**Given information**
begin

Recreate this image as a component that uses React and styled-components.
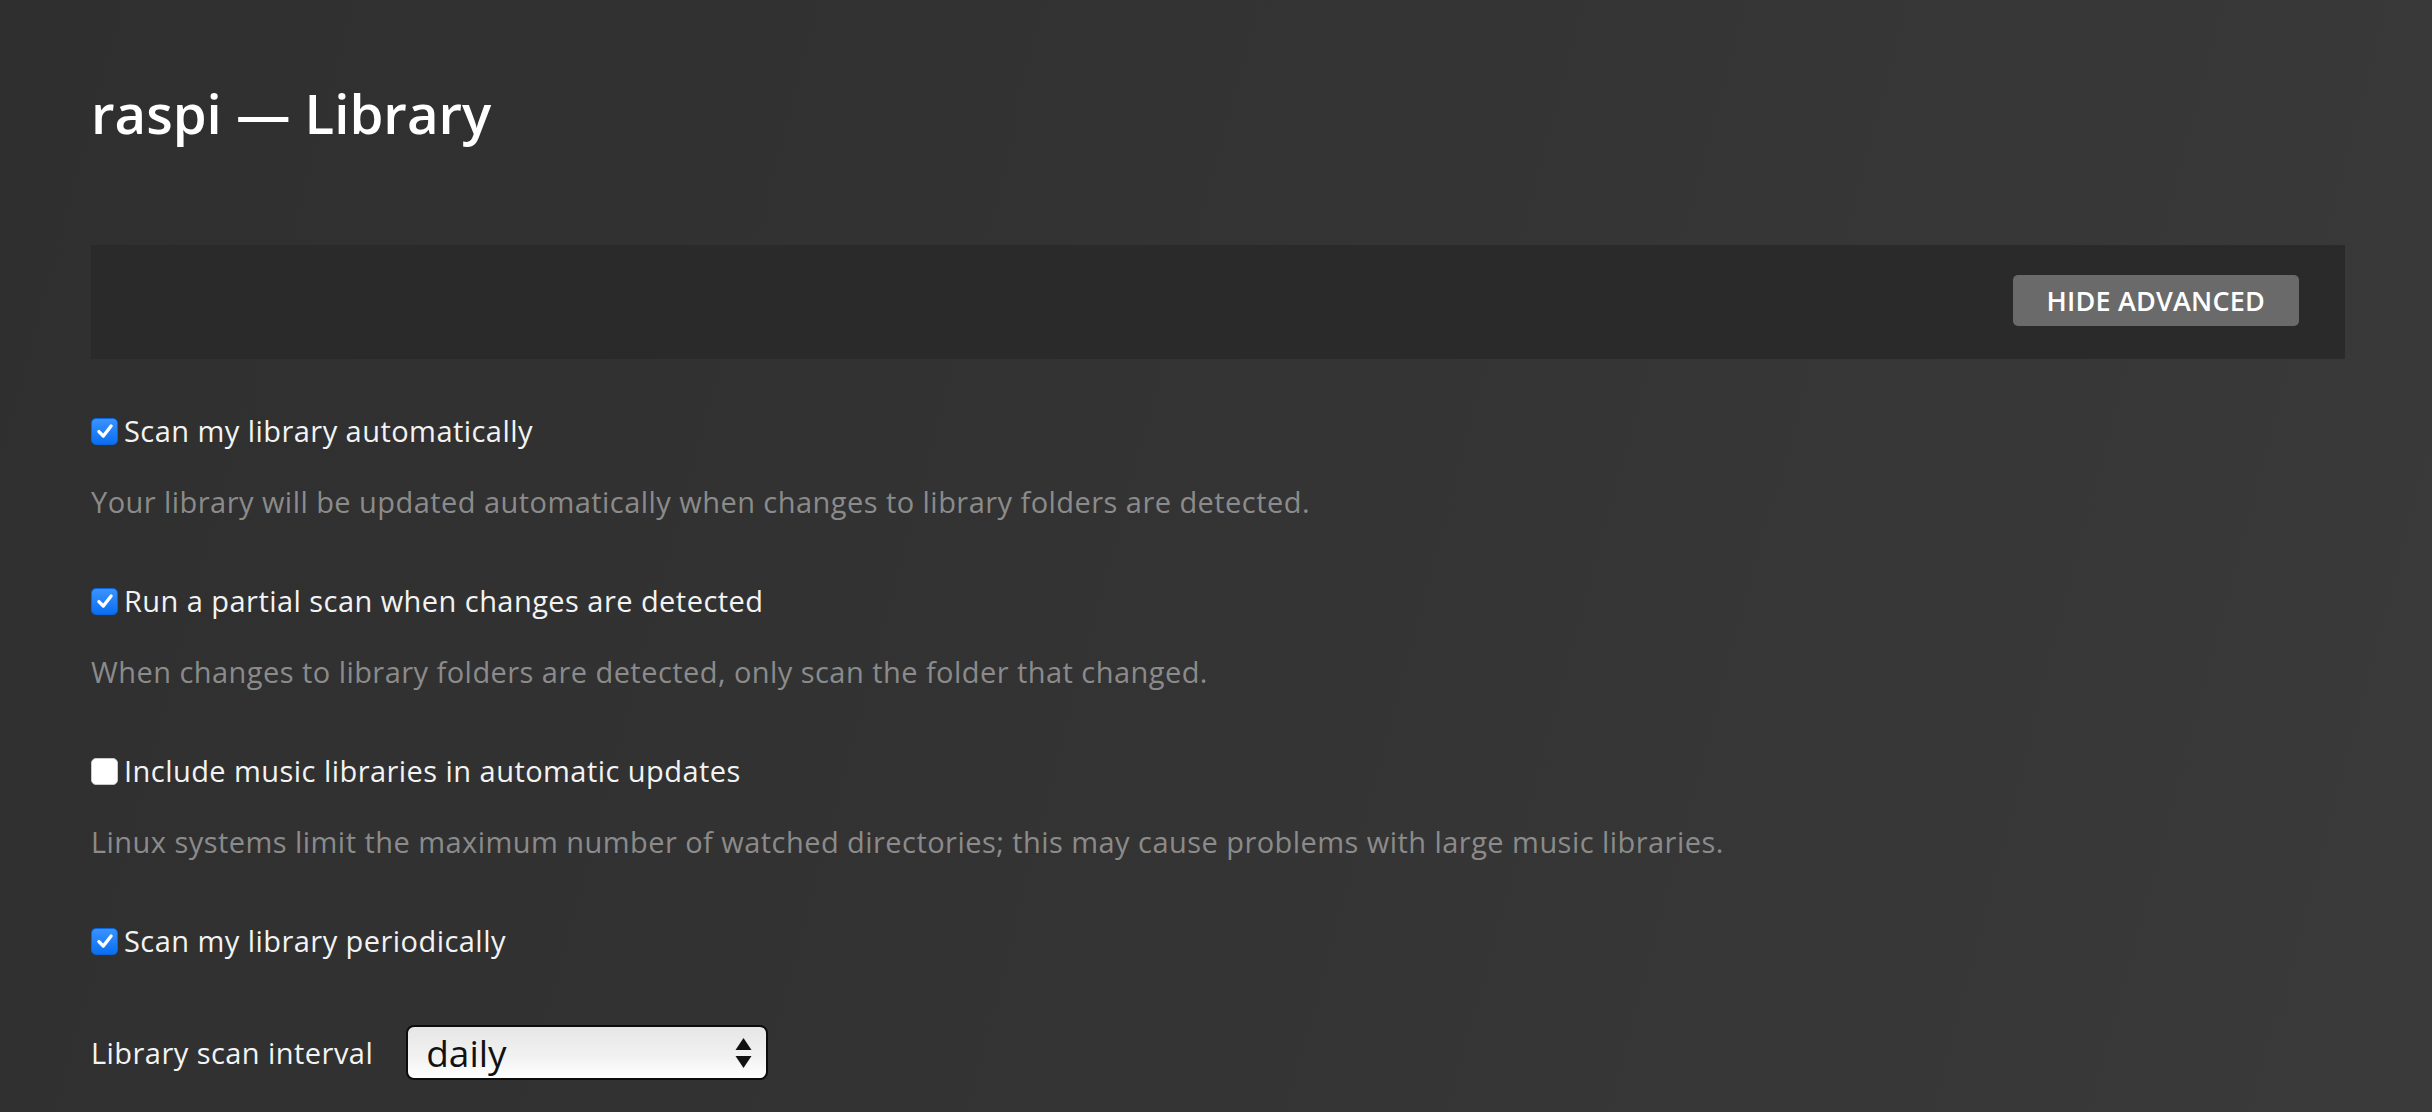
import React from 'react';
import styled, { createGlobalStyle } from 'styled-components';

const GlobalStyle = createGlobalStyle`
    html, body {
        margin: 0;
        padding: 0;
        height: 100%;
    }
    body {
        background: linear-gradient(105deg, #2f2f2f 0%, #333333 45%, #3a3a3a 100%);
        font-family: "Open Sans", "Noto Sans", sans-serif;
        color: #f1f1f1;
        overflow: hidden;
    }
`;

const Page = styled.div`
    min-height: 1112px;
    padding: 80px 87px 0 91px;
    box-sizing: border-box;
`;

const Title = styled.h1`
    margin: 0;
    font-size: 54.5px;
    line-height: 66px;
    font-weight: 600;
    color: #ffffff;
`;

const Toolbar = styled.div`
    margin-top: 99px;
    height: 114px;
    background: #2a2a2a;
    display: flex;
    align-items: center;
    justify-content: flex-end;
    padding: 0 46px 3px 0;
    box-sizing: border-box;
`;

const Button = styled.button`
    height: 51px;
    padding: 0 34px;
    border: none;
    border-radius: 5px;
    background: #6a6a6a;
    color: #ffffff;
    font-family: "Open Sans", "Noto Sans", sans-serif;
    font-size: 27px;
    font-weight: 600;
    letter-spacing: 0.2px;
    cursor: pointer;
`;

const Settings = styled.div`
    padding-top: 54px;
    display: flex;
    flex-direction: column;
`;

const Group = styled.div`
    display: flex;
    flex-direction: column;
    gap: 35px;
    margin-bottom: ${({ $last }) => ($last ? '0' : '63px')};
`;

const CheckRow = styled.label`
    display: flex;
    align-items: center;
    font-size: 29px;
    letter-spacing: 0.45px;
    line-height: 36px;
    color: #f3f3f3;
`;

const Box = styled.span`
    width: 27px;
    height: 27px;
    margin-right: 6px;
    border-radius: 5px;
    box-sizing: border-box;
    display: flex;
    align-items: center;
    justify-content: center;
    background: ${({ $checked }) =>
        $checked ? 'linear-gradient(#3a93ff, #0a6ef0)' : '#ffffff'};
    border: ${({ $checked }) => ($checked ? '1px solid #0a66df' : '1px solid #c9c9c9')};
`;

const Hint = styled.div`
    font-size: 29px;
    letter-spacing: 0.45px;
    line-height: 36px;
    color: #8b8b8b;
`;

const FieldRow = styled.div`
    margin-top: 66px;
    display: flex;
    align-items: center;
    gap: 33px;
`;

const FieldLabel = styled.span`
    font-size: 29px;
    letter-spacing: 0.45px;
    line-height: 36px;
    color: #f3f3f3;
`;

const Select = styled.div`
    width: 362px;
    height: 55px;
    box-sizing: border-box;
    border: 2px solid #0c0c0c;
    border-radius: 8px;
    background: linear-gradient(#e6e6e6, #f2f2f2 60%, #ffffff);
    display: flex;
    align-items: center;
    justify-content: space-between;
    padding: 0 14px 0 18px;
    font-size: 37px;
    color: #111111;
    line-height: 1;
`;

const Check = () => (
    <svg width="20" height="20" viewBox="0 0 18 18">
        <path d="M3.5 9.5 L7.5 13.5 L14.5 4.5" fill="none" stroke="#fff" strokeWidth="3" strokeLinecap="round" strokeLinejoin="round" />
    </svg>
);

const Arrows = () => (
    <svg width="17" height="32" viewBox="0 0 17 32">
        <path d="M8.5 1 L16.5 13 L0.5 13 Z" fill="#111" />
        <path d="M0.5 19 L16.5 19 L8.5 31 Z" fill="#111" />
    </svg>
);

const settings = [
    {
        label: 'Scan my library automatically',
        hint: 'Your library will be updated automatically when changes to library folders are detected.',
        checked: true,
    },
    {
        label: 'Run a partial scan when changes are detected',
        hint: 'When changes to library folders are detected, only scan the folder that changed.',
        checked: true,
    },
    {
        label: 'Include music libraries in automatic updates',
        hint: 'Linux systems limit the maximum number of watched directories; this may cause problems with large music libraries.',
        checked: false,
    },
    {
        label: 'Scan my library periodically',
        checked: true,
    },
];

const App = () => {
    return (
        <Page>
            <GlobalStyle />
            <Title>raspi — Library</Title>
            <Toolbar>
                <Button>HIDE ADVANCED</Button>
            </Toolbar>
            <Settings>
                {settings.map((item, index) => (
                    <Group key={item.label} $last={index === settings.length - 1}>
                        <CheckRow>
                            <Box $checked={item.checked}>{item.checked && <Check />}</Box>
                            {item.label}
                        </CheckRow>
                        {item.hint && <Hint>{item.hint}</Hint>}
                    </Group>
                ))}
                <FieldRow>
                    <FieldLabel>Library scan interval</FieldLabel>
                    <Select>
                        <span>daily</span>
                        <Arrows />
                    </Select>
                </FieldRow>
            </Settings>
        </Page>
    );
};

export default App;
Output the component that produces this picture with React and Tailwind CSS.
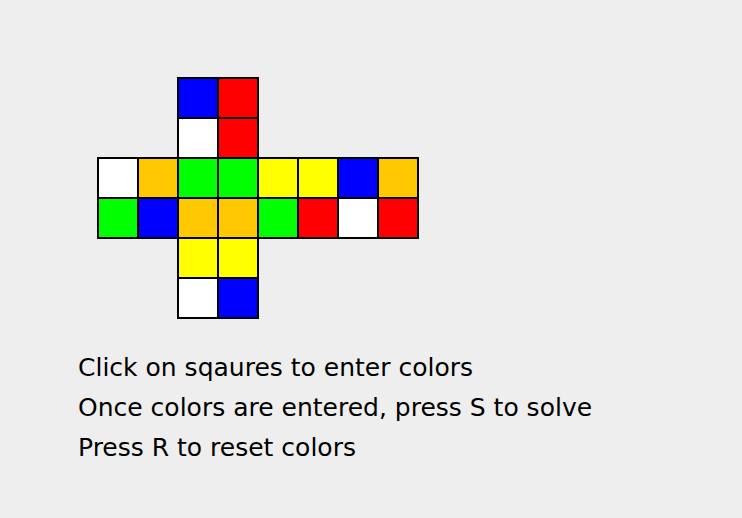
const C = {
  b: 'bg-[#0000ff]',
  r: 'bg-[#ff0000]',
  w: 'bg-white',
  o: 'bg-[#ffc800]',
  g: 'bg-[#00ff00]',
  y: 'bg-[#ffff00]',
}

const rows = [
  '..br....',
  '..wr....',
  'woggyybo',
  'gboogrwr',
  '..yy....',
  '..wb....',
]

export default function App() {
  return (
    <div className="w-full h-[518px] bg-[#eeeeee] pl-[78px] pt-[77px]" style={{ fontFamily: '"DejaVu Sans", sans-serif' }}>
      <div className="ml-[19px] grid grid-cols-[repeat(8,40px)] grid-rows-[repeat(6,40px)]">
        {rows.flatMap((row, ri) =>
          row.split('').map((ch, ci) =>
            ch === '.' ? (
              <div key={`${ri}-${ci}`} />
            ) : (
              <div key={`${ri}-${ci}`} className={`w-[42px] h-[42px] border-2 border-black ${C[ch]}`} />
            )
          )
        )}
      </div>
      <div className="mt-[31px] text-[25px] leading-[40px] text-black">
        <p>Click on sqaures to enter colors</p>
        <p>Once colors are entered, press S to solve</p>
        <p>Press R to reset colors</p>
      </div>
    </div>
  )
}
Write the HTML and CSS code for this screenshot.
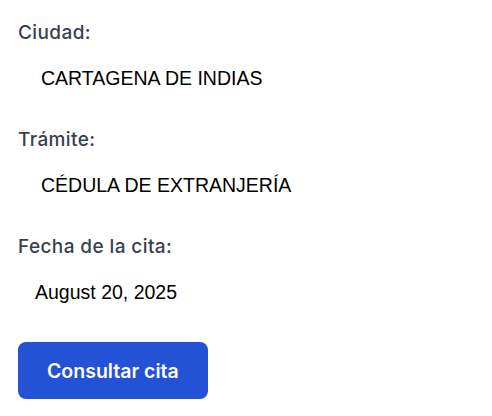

end

**What you are asked to do**
Transcribe the whole listing, character for character, but not its images.

**The result**
Recreate this image as a component that uses React and styled-components.
import React from 'react';
import styled, { createGlobalStyle } from 'styled-components';

const GlobalStyle = createGlobalStyle`
    html, body {
        margin: 0;
        padding: 0;
        height: 100%;
    }
    body {
        background: linear-gradient(105deg, #2f2f2f 0%, #333333 45%, #3a3a3a 100%);
        font-family: "Open Sans", "Noto Sans", sans-serif;
        color: #f1f1f1;
        overflow: hidden;
    }
`;

const Page = styled.div`
    min-height: 1112px;
    padding: 80px 87px 0 91px;
    box-sizing: border-box;
`;

const Title = styled.h1`
    margin: 0;
    font-size: 54.5px;
    line-height: 66px;
    font-weight: 600;
    color: #ffffff;
`;

const Toolbar = styled.div`
    margin-top: 99px;
    height: 114px;
    background: #2a2a2a;
    display: flex;
    align-items: center;
    justify-content: flex-end;
    padding: 0 46px 3px 0;
    box-sizing: border-box;
`;

const Button = styled.button`
    height: 51px;
    padding: 0 34px;
    border: none;
    border-radius: 5px;
    background: #6a6a6a;
    color: #ffffff;
    font-family: "Open Sans", "Noto Sans", sans-serif;
    font-size: 27px;
    font-weight: 600;
    letter-spacing: 0.2px;
    cursor: pointer;
`;

const Settings = styled.div`
    padding-top: 54px;
    display: flex;
    flex-direction: column;
`;

const Group = styled.div`
    display: flex;
    flex-direction: column;
    gap: 35px;
    margin-bottom: ${({ $last }) => ($last ? '0' : '63px')};
`;

const CheckRow = styled.label`
    display: flex;
    align-items: center;
    font-size: 29px;
    letter-spacing: 0.45px;
    line-height: 36px;
    color: #f3f3f3;
`;

const Box = styled.span`
    width: 27px;
    height: 27px;
    margin-right: 6px;
    border-radius: 5px;
    box-sizing: border-box;
    display: flex;
    align-items: center;
    justify-content: center;
    background: ${({ $checked }) =>
        $checked ? 'linear-gradient(#3a93ff, #0a6ef0)' : '#ffffff'};
    border: ${({ $checked }) => ($checked ? '1px solid #0a66df' : '1px solid #c9c9c9')};
`;

const Hint = styled.div`
    font-size: 29px;
    letter-spacing: 0.45px;
    line-height: 36px;
    color: #8b8b8b;
`;

const FieldRow = styled.div`
    margin-top: 66px;
    display: flex;
    align-items: center;
    gap: 33px;
`;

const FieldLabel = styled.span`
    font-size: 29px;
    letter-spacing: 0.45px;
    line-height: 36px;
    color: #f3f3f3;
`;

const Select = styled.div`
    width: 362px;
    height: 55px;
    box-sizing: border-box;
    border: 2px solid #0c0c0c;
    border-radius: 8px;
    background: linear-gradient(#e6e6e6, #f2f2f2 60%, #ffffff);
    display: flex;
    align-items: center;
    justify-content: space-between;
    padding: 0 14px 0 18px;
    font-size: 37px;
    color: #111111;
    line-height: 1;
`;

const Check = () => (
    <svg width="20" height="20" viewBox="0 0 18 18">
        <path d="M3.5 9.5 L7.5 13.5 L14.5 4.5" fill="none" stroke="#fff" strokeWidth="3" strokeLinecap="round" strokeLinejoin="round" />
    </svg>
);

const Arrows = () => (
    <svg width="17" height="32" viewBox="0 0 17 32">
        <path d="M8.5 1 L16.5 13 L0.5 13 Z" fill="#111" />
        <path d="M0.5 19 L16.5 19 L8.5 31 Z" fill="#111" />
    </svg>
);

const settings = [
    {
        label: 'Scan my library automatically',
        hint: 'Your library will be updated automatically when changes to library folders are detected.',
        checked: true,
    },
    {
        label: 'Run a partial scan when changes are detected',
        hint: 'When changes to library folders are detected, only scan the folder that changed.',
        checked: true,
    },
    {
        label: 'Include music libraries in automatic updates',
        hint: 'Linux systems limit the maximum number of watched directories; this may cause problems with large music libraries.',
        checked: false,
    },
    {
        label: 'Scan my library periodically',
        checked: true,
    },
];

const App = () => {
    return (
        <Page>
            <GlobalStyle />
            <Title>raspi — Library</Title>
            <Toolbar>
                <Button>HIDE ADVANCED</Button>
            </Toolbar>
            <Settings>
                {settings.map((item, index) => (
                    <Group key={item.label} $last={index === settings.length - 1}>
                        <CheckRow>
                            <Box $checked={item.checked}>{item.checked && <Check />}</Box>
                            {item.label}
                        </CheckRow>
                        {item.hint && <Hint>{item.hint}</Hint>}
                    </Group>
                ))}
                <FieldRow>
                    <FieldLabel>Library scan interval</FieldLabel>
                    <Select>
                        <span>daily</span>
                        <Arrows />
                    </Select>
                </FieldRow>
            </Settings>
        </Page>
    );
};

export default App;
Output the component that produces this picture with React and Tailwind CSS.
const C = {
  b: 'bg-[#0000ff]',
  r: 'bg-[#ff0000]',
  w: 'bg-white',
  o: 'bg-[#ffc800]',
  g: 'bg-[#00ff00]',
  y: 'bg-[#ffff00]',
}

const rows = [
  '..br....',
  '..wr....',
  'woggyybo',
  'gboogrwr',
  '..yy....',
  '..wb....',
]

export default function App() {
  return (
    <div className="w-full h-[518px] bg-[#eeeeee] pl-[78px] pt-[77px]" style={{ fontFamily: '"DejaVu Sans", sans-serif' }}>
      <div className="ml-[19px] grid grid-cols-[repeat(8,40px)] grid-rows-[repeat(6,40px)]">
        {rows.flatMap((row, ri) =>
          row.split('').map((ch, ci) =>
            ch === '.' ? (
              <div key={`${ri}-${ci}`} />
            ) : (
              <div key={`${ri}-${ci}`} className={`w-[42px] h-[42px] border-2 border-black ${C[ch]}`} />
            )
          )
        )}
      </div>
      <div className="mt-[31px] text-[25px] leading-[40px] text-black">
        <p>Click on sqaures to enter colors</p>
        <p>Once colors are entered, press S to solve</p>
        <p>Press R to reset colors</p>
      </div>
    </div>
  )
}
Write the HTML and CSS code for this screenshot.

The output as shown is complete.